Supplied information ▸
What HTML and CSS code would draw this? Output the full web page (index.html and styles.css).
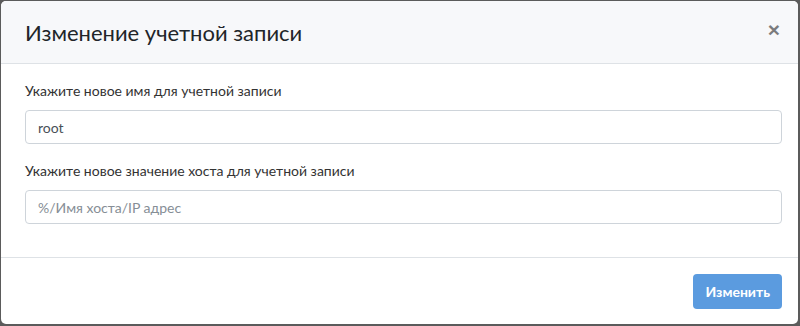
FILE: index.html
```html
<!DOCTYPE html>
<html lang="ru">
<head>
    <meta charset="UTF-8">
    <title>Изменение учетной записи</title>
    <link rel="stylesheet" href="styles.css">
</head>
<body>
    <!-- Модальное окно -->
    <div class="modal">
        <div class="modal-header">
            <h4 class="modal-title">Изменение учетной записи</h4>
            <button class="close" type="button">&times;</button>
        </div>

        <div class="modal-body">
            <div class="form-group">
                <label for="user-name">Укажите новое имя для учетной записи</label>
                <input class="form-control" id="user-name" type="text" value="root">
            </div>
            <div class="form-group">
                <label for="user-host">Укажите новое значение хоста для учетной записи</label>
                <input class="form-control" id="user-host" type="text" placeholder="%/Имя хоста/IP адрес">
            </div>
        </div>

        <div class="modal-footer">
            <button class="btn btn-primary" type="button" disabled>Изменить</button>
        </div>
    </div>
</body>
</html>
```

FILE: styles.css
```css
* {
    box-sizing: border-box;
}

html, body {
    height: 100%;
}

body {
    margin: 0;
    padding: 1px 2px 2px 1px;
    background: #5b5b5b;
    font-family: Lato, 'Noto Sans', sans-serif;
    font-size: 14px;
    color: #212529;
}

.modal {
    background: #FFFFFF;
    border-radius: 5px;
    height: 100%;
    overflow: hidden;
    display: flex;
    flex-direction: column;
}

.modal-header {
    background: #f7f8fa;
    border-bottom: 1px solid #dee2e6;
    height: 63px;
    display: flex;
    align-items: center;
    justify-content: space-between;
    padding: 0 16px 0 24px;
}

.modal-title {
    margin: 0;
    font-size: 22px;
    font-weight: 400;
    color: #212529;
}

.close {
    background: none;
    border: 0;
    padding: 0 2px 5px;
    font-family: 'Liberation Sans', sans-serif;
    font-size: 21px;
    font-weight: 700;
    color: #000;
    opacity: .5;
    cursor: pointer;
}

.modal-body {
    padding: 16px 16px 17px 24px;
    border-bottom: 1px solid #dee2e6;
}

.form-group {
    margin-bottom: 16px;
}

.form-group label {
    display: block;
    line-height: 21px;
    margin-bottom: 9px;
    color: #333;
}

.form-control {
    display: block;
    width: 100%;
    height: 34px;
    padding: 6px 12px;
    font-family: inherit;
    font-size: 14px;
    color: #495057;
    background: #FFFFFF;
    border: 1px solid #ced4da;
    border-radius: 4px;
}

.form-control::placeholder {
    color: #868e96;
}

.modal-footer {
    flex: 1;
    display: flex;
    justify-content: flex-end;
    align-items: flex-start;
    padding: 16px 16px 0;
}

.btn {
    height: 35px;
    padding: 0 11px;
    font-family: inherit;
    font-size: 14px;
    font-weight: 700;
    border: 1px solid transparent;
    border-radius: 4px;
}

.btn-primary {
    background: #5b9bdf;
    color: #FFFFFF;
}
```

Work to complete ▸
Write out the full listing verbatim, excluding its pictures.

Written reply ▸
What HTML and CSS code would draw this? Output the full web page (index.html and styles.css).
FILE: index.html
```html
<!DOCTYPE html>
<html lang="ru">
<head>
    <meta charset="UTF-8">
    <title>Изменение учетной записи</title>
    <link rel="stylesheet" href="styles.css">
</head>
<body>
    <!-- Модальное окно -->
    <div class="modal">
        <div class="modal-header">
            <h4 class="modal-title">Изменение учетной записи</h4>
            <button class="close" type="button">&times;</button>
        </div>

        <div class="modal-body">
            <div class="form-group">
                <label for="user-name">Укажите новое имя для учетной записи</label>
                <input class="form-control" id="user-name" type="text" value="root">
            </div>
            <div class="form-group">
                <label for="user-host">Укажите новое значение хоста для учетной записи</label>
                <input class="form-control" id="user-host" type="text" placeholder="%/Имя хоста/IP адрес">
            </div>
        </div>

        <div class="modal-footer">
            <button class="btn btn-primary" type="button" disabled>Изменить</button>
        </div>
    </div>
</body>
</html>
```

FILE: styles.css
```css
* {
    box-sizing: border-box;
}

html, body {
    height: 100%;
}

body {
    margin: 0;
    padding: 1px 2px 2px 1px;
    background: #5b5b5b;
    font-family: Lato, 'Noto Sans', sans-serif;
    font-size: 14px;
    color: #212529;
}

.modal {
    background: #FFFFFF;
    border-radius: 5px;
    height: 100%;
    overflow: hidden;
    display: flex;
    flex-direction: column;
}

.modal-header {
    background: #f7f8fa;
    border-bottom: 1px solid #dee2e6;
    height: 63px;
    display: flex;
    align-items: center;
    justify-content: space-between;
    padding: 0 16px 0 24px;
}

.modal-title {
    margin: 0;
    font-size: 22px;
    font-weight: 400;
    color: #212529;
}

.close {
    background: none;
    border: 0;
    padding: 0 2px 5px;
    font-family: 'Liberation Sans', sans-serif;
    font-size: 21px;
    font-weight: 700;
    color: #000;
    opacity: .5;
    cursor: pointer;
}

.modal-body {
    padding: 16px 16px 17px 24px;
    border-bottom: 1px solid #dee2e6;
}

.form-group {
    margin-bottom: 16px;
}

.form-group label {
    display: block;
    line-height: 21px;
    margin-bottom: 9px;
    color: #333;
}

.form-control {
    display: block;
    width: 100%;
    height: 34px;
    padding: 6px 12px;
    font-family: inherit;
    font-size: 14px;
    color: #495057;
    background: #FFFFFF;
    border: 1px solid #ced4da;
    border-radius: 4px;
}

.form-control::placeholder {
    color: #868e96;
}

.modal-footer {
    flex: 1;
    display: flex;
    justify-content: flex-end;
    align-items: flex-start;
    padding: 16px 16px 0;
}

.btn {
    height: 35px;
    padding: 0 11px;
    font-family: inherit;
    font-size: 14px;
    font-weight: 700;
    border: 1px solid transparent;
    border-radius: 4px;
}

.btn-primary {
    background: #5b9bdf;
    color: #FFFFFF;
}
```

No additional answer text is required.